「主の変容に励まされ」
「すると、雲が現れて彼らを覆い、雲の中から声がした。「これはわたしの愛する子。これに聞け。」」(マルコによる福音書9章7節)
私たちは希望がなくては一日たりとも生きてはいけない。それは平和な状況ばかりか、戦時下においてですら同じではないだろうか。常に死と隣り合わせているような暗闇の中にあっても、人は希望を持ち続けて生きることができる。
主イエスはペトロ、ヤコブ、ヨハネを「連れて」、高い山に登った。それはやがて福音を伝える中核となる者にご自分が変容する姿を見せて、ご自分が誰であるかを教え、死を超える希望を悟らせるためである。
2節の「イエスの姿が彼らの目の前で変わり」の箇所は原文では受動態の動詞が使われている。それは主イエスがご自分で姿を変えたのではなく、この3人のために、父なる神によって姿を「変えられた」のだと示すためだろう。ギリシャ神話の神も映画のヒーローたちも自ら変身するが、主の変容はそのような変身ではない。100%人間である主が、実は100%天に属する存在であることを、天における輝きを垣間見せることによって示してくださった。
主イエスの正体をいっそう明確にするのは4節のモーセを伴ったエリヤの出現である。エリヤは天に取り去られたと信じられていた。そのエリヤが現れたことは、主イエスが天に属する存在であることを証ししている。つまりエリヤがモーセと一緒に姿を現したのは主イエスのためではなく、この弟子たちが、自分たちは今天の有様を目にしていると信じさせるためだと考えられる。
変容は主イエスの正体を示す出来事だが、なぜ主はご自分の正体を示す必要があったのだろうか。この記事の前にはペトロの告白があり、主による受難予告とペトロの誤解が語られ、主は弟子にも群衆にも十字架の道を歩むようにと語りかけられる。つまりマルコは主の変容の意味は受難との関係の中で考えるべきだと指し示しているのである。「自分の十字架を背負って私に従え」と十字架の道を示されているとおりだ。
ペトロは主の変容を見て言葉にできない喜びを味わったことだろうが、彼はそれに溺れっぱなしではない。この事態を確かなものにしようと知恵の限りに思い巡らす。彼の結論はそれぞれに小屋を造り、この天の栄光を地上につなぎとめることであった。
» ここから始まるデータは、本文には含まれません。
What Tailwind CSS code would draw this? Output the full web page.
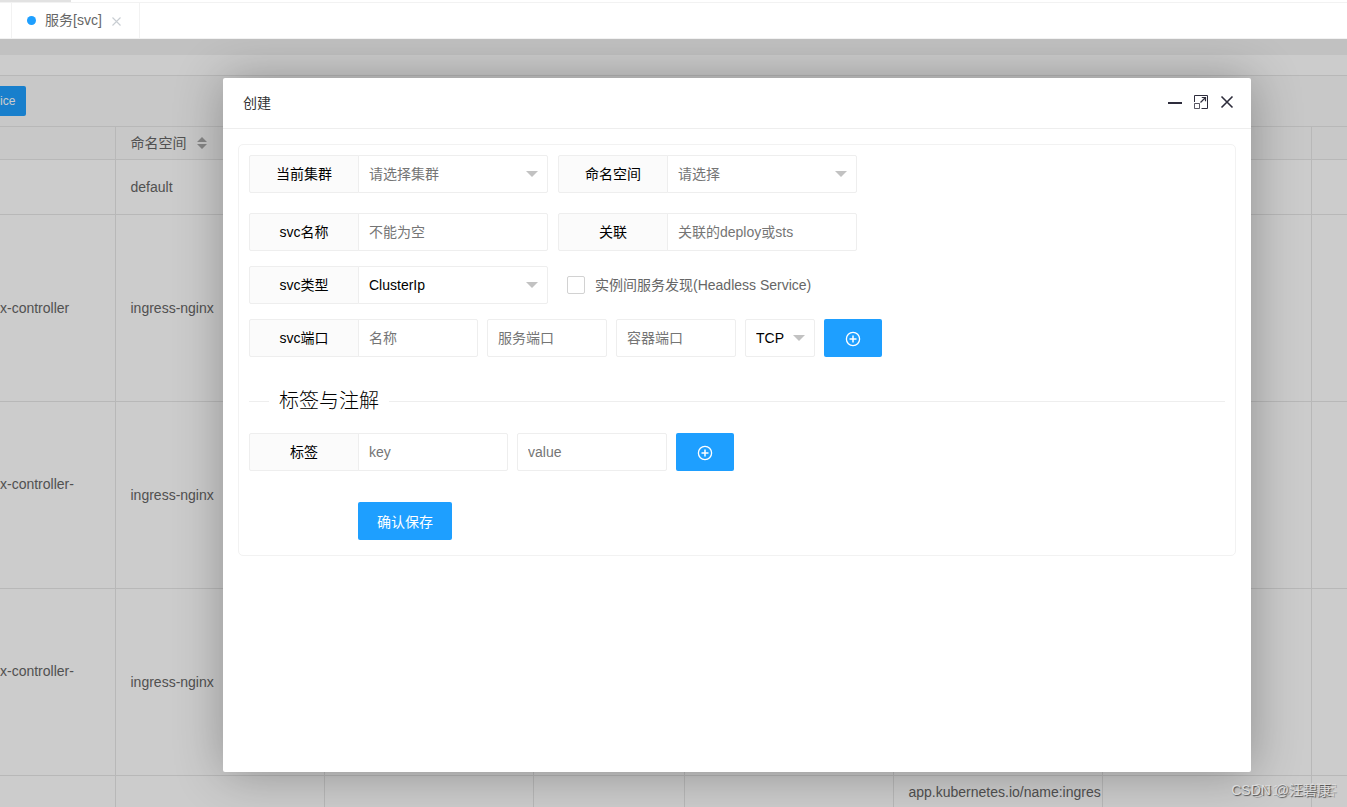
<!DOCTYPE html>
<html lang="zh-CN">
<head>
<meta charset="utf-8">
<title>服务[svc]</title>
<script src="https://cdn.jsdelivr.net/npm/@tailwindcss/browser@4"></script>
</head>
<body class="flex h-screen flex-col overflow-hidden bg-white font-['Liberation_Sans','Noto_Sans_CJK_SC',sans-serif] text-sm text-[#666]">
  <!-- Page tabs -->
  <div class="h-[2px] shrink-0"><div class="h-full w-[71px] bg-[#e2e2e2]"></div></div>
  <nav class="flex h-[37px] shrink-0 border-y border-[#f2f2f2] pl-[11px]">
    <div class="flex w-[129px] items-center border-x border-[#f2f2f2] pb-px pl-[15px]">
      <span class="mr-[9px] size-[9px] rounded-full bg-[#1e9fff]"></span>
      <a href="#" class="leading-5">服务[svc]</a>
      <button type="button" aria-label="关闭标签" class="mt-[3px] ml-[10px]">
        <svg class="size-[9px]" viewBox="0 0 9 9" fill="none" stroke="#c8cdd2" stroke-width="1.1"><path d="M.5.5l8 8M8.5.5l-8 8"/></svg>
      </button>
    </div>
  </nav>

  <div class="relative min-h-0 flex-1 overflow-hidden bg-[#f2f2f2] pt-4">
    <div class="h-full bg-white">
      <div class="h-5"></div>
      <div class="flex h-[51px] items-center border-t border-[#e6e6e6] bg-[#fafafa]">
        <button type="button" class="h-[30px] w-[26px] rounded-r-xs bg-[#1e9fff] text-left text-xs text-white">ice</button>
      </div>
      <table class="w-full table-fixed border-collapse text-left">
        <colgroup><col class="w-[115px]"><col class="w-[209px]"><col class="w-[209px]"><col class="w-[151px]"><col class="w-[209px]"><col class="w-[209px]"><col class="w-[209px]"><col></colgroup>
        <thead class="bg-[#fafafa]">
          <tr class="h-[33px] border-y border-[#e6e6e6] *:border-r *:border-[#e6e6e6] *:last:border-r-0">
            <th></th>
            <th class="pl-[15px] font-normal">
              <span class="flex items-center gap-[10px]">命名空间
                <svg class="h-3 w-[10px]" viewBox="0 0 10 12" fill="#a8a8a8"><path d="M5 0l5 5H0zM5 12l5-5H0z"/></svg>
              </span>
            </th>
            <th></th><th></th><th></th><th></th><th></th><th></th>
          </tr>
        </thead>
        <tbody>
          <tr class="h-[55px] border-b border-[#e6e6e6] *:border-r *:border-[#e6e6e6] *:last:border-r-0">
            <td></td><td class="pl-[15px]">default</td><td></td><td></td><td></td><td></td><td></td><td></td>
          </tr>
          <tr class="h-[187px] border-b border-[#e6e6e6] *:border-r *:border-[#e6e6e6] *:last:border-r-0">
            <td>x-controller</td><td class="pl-[15px]">ingress-nginx</td><td></td><td></td><td></td><td></td><td></td><td></td>
          </tr>
          <tr class="h-[187px] border-b border-[#e6e6e6] *:border-r *:border-[#e6e6e6] *:last:border-r-0">
            <td class="leading-[22px]">x-controller-<br>&nbsp;</td><td class="pl-[15px]">ingress-nginx</td><td></td><td></td><td></td><td></td><td></td><td></td>
          </tr>
          <tr class="h-[187px] border-b border-[#e6e6e6] *:border-r *:border-[#e6e6e6] *:last:border-r-0">
            <td class="leading-[22px]">x-controller-<br>&nbsp;</td><td class="pl-[15px]">ingress-nginx</td><td></td><td></td><td></td><td></td><td></td><td></td>
          </tr>
          <tr class="h-[187px] align-top *:border-r *:border-[#e6e6e6] *:last:border-r-0">
            <td></td><td></td><td></td><td></td><td></td>
            <td class="pt-[6px] pl-[15px] whitespace-nowrap">app.kubernetes.io/name:ingres</td><td></td><td></td>
          </tr>
        </tbody>
      </table>
    </div>

    <div class="absolute inset-0 bg-black/20"></div>

    <!-- Create dialog -->
    <section role="dialog" aria-labelledby="dlg-title" class="absolute top-[39px] right-24 bottom-[35px] left-[223px] rounded-xs bg-white shadow-[1px_1px_50px_rgba(0,0,0,0.3)]">
      <header class="flex h-[51px] items-center border-b border-[#eee] px-5">
        <h1 id="dlg-title" class="flex-1 text-[#333]">创建</h1>
        <div class="mr-[-3px] flex items-center gap-3 pb-[2px] text-[#2e2d3c]">
          <button type="button" aria-label="最小化"><svg class="size-[14px]" viewBox="0 0 14 14" fill="currentColor"><path d="M0 7h14v2H0z"/></svg></button>
          <button type="button" aria-label="最大化"><svg class="size-[14px]" viewBox="0 0 14 14" fill="none" stroke="currentColor"><path d="M.5 7V.5h13v13H7.5" stroke-width="1"/><path d="M.5 8.5h5v5h-5z" stroke-opacity=".8"/><path d="M6.5 7.5l5-5M7.8 2.5h3.7v3.7" stroke-width="1.2"/></svg></button>
          <button type="button" aria-label="关闭"><svg class="size-[14px]" viewBox="0 0 14 14" fill="none" stroke="currentColor" stroke-width="1.6"><path d="M1.5 1.5l11 11M12.5 1.5l-11 11"/></svg></button>
        </div>
      </header>

      <form class="m-[15px] rounded-[5px] border border-[#f2f2f2] px-[10px] pt-[10px] pb-[15px]">
        <div class="flex gap-[10px]">
          <div class="flex">
            <label for="cluster" class="h-[38px] w-[110px] rounded-l-xs border border-[#eee] bg-[#fbfbfb] text-center leading-9 text-black">当前集群</label>
            <div class="relative -ml-px w-[190px]">
              <select id="cluster" class="h-[38px] w-full appearance-none rounded-r-xs border border-[#eee] bg-white px-[10px] text-[#757575]"><option>请选择集群</option></select>
              <svg class="pointer-events-none absolute top-4 right-[10px] h-[6px] w-3" viewBox="0 0 12 6" fill="#c2c2c2"><path d="M0 0h12L6 6z"/></svg>
            </div>
          </div>
          <div class="flex">
            <label for="ns" class="h-[38px] w-[110px] rounded-l-xs border border-[#eee] bg-[#fbfbfb] text-center leading-9 text-black">命名空间</label>
            <div class="relative -ml-px w-[190px]">
              <select id="ns" class="h-[38px] w-full appearance-none rounded-r-xs border border-[#eee] bg-white px-[10px] text-[#757575]"><option>请选择</option></select>
              <svg class="pointer-events-none absolute top-4 right-[10px] h-[6px] w-3" viewBox="0 0 12 6" fill="#c2c2c2"><path d="M0 0h12L6 6z"/></svg>
            </div>
          </div>
        </div>

        <div class="mt-5 flex gap-[10px]">
          <div class="flex">
            <label for="name" class="h-[38px] w-[110px] rounded-l-xs border border-[#eee] bg-[#fbfbfb] text-center leading-9 text-black">svc名称</label>
            <input id="name" type="text" placeholder="不能为空" class="-ml-px h-[38px] w-[190px] rounded-r-xs border border-[#eee] px-[10px] placeholder:text-[#757575]">
          </div>
          <div class="flex">
            <label for="rel" class="h-[38px] w-[110px] rounded-l-xs border border-[#eee] bg-[#fbfbfb] text-center leading-9 text-black">关联</label>
            <input id="rel" type="text" placeholder="关联的deploy或sts" class="-ml-px h-[38px] w-[190px] rounded-r-xs border border-[#eee] px-[10px] placeholder:text-[#757575]">
          </div>
        </div>

        <div class="mt-[15px] flex items-center">
          <label for="type" class="h-[38px] w-[110px] rounded-l-xs border border-[#eee] bg-[#fbfbfb] text-center leading-9 text-black">svc类型</label>
          <div class="relative -ml-px w-[190px]">
            <select id="type" class="h-[38px] w-full appearance-none rounded-r-xs border border-[#eee] bg-white px-[10px] text-black"><option>ClusterIp</option></select>
            <svg class="pointer-events-none absolute top-4 right-[10px] h-[6px] w-3" viewBox="0 0 12 6" fill="#c2c2c2"><path d="M0 0h12L6 6z"/></svg>
          </div>
          <input id="headless" type="checkbox" class="ml-[19px] size-[18px] appearance-none rounded-xs border border-[#d2d2d2] bg-white">
          <label for="headless" class="ml-[10px]">实例间服务发现(Headless Service)</label>
        </div>

        <div class="mt-[15px] flex gap-[9px]">
          <div class="flex">
            <label for="pname" class="h-[38px] w-[110px] rounded-l-xs border border-[#eee] bg-[#fbfbfb] text-center leading-9 text-black">svc端口</label>
            <input id="pname" type="text" placeholder="名称" class="-ml-px h-[38px] w-[120px] rounded-r-xs border border-[#eee] px-[10px] placeholder:text-[#757575]">
          </div>
          <input type="text" aria-label="服务端口" placeholder="服务端口" class="h-[38px] w-[120px] rounded-xs border border-[#eee] px-[10px] placeholder:text-[#757575]">
          <input type="text" aria-label="容器端口" placeholder="容器端口" class="h-[38px] w-[120px] rounded-xs border border-[#eee] px-[10px] placeholder:text-[#757575]">
          <div class="relative w-[70px]">
            <select aria-label="协议" class="h-[38px] w-full appearance-none rounded-xs border border-[#eee] bg-white px-[10px] text-black"><option>TCP</option></select>
            <svg class="pointer-events-none absolute top-4 right-[10px] h-[6px] w-3" viewBox="0 0 12 6" fill="#c2c2c2"><path d="M0 0h12L6 6z"/></svg>
          </div>
          <button type="button" aria-label="添加端口" class="flex h-[38px] w-[58px] items-center justify-center rounded-xs bg-[#1e9fff] pt-[2px] text-white">
            <svg class="size-4" viewBox="0 0 16 16" fill="none" stroke="currentColor" stroke-width="1.3"><circle cx="8" cy="8" r="6.6"/><path d="M8 4.5v7M4.5 8h7" stroke-width="1.5"/></svg>
          </button>
        </div>

        <div class="mt-[29px] flex items-center gap-[10px]">
          <span class="h-px w-5 bg-[#eee]"></span>
          <h2 class="text-xl leading-[30px] font-light text-black">标签与注解</h2>
          <span class="h-px flex-1 bg-[#eee]"></span>
        </div>

        <div class="mt-[17px] flex gap-[9px]">
          <div class="flex">
            <label for="key" class="h-[38px] w-[110px] rounded-l-xs border border-[#eee] bg-[#fbfbfb] text-center leading-9 text-black">标签</label>
            <input id="key" type="text" placeholder="key" class="-ml-px h-[38px] w-[150px] rounded-r-xs border border-[#eee] px-[10px] placeholder:text-[#757575]">
          </div>
          <input type="text" aria-label="value" placeholder="value" class="h-[38px] w-[150px] rounded-xs border border-[#eee] px-[10px] placeholder:text-[#757575]">
          <button type="button" aria-label="添加标签" class="flex h-[38px] w-[58px] items-center justify-center rounded-xs bg-[#1e9fff] pt-[2px] text-white">
            <svg class="size-4" viewBox="0 0 16 16" fill="none" stroke="currentColor" stroke-width="1.3"><circle cx="8" cy="8" r="6.6"/><path d="M8 4.5v7M4.5 8h7" stroke-width="1.5"/></svg>
          </button>
        </div>

        <button type="submit" class="mt-[31px] ml-[109px] block h-[38px] rounded-xs bg-[#1e9fff] px-[19px] pt-[2px] text-white">确认保存</button>
      </form>
    </section>

    <!-- Watermarks -->
    <div class="pointer-events-none absolute right-[10px] bottom-[7px] text-sm whitespace-nowrap text-white/30 [text-shadow:1px_1px_0_rgba(0,0,0,0.2)]">@51CTO博客</div>
    <div class="pointer-events-none absolute right-4 bottom-[7px] text-sm whitespace-nowrap text-[#dcdcdc] [text-shadow:1px_1px_1px_rgba(0,0,0,0.6)]">CSDN @汪碧康</div>
  </div>
</body>
</html>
このことからペトロは主から受難を告げられても、相変わらずメシアの受難をよく把握できずにいることがわかる。主イエスの栄光の姿を見るとそれを永遠に残したくなり、小屋を造ろうとする。しかしメシアとしての主イエスをとどめることはできない。メシアは苦しまねばならないからだ。神が人類の救いのためにお定めになった主イエスの道は十字架の道である。その道の先には、ペトロたちが今目にした栄光がまっているのだが、ペトロの思いはそこに至らない。ペトロたちは、「これに聞け」というこの時に聞こえた神の声に従うことができなかった。それは彼らが「恐れた」からである。恐れは見るべきものを見えなくする。彼らはこの時はまだ十字架の先に栄光が待っていることを悟りえなかった。
この高い山でのペトロたちの体験を通じて、神は信じる者に主の変容と復活の栄光を見せてくださる。私たちもこの出来事に励まされたい。十字架を背負って生きるとき、あの高い山で主が変えられたあの天上の輝く姿を心に描くことができるのは希望だ。十字架を背負って生きることの意味はそのまま主の変容の意味に直結している。
終わりの日には、私たちの目から涙はことごとく拭われる。それまで私たちには嘆きも労苦もつきまとう。それは避けようのないものだ。そんな私たちに、主は「大丈夫だ」「安心なさい」と栄光の姿を見せて励ましてくださる。この物語を何度も読み直すうちに、温かく安らかな光りが心に満ちてきた。
主はどんな苦難の中をも共に歩んでくださいます。私たちを、あなたを、必ずや光の中へと伴ってくださいます。ハレルヤ!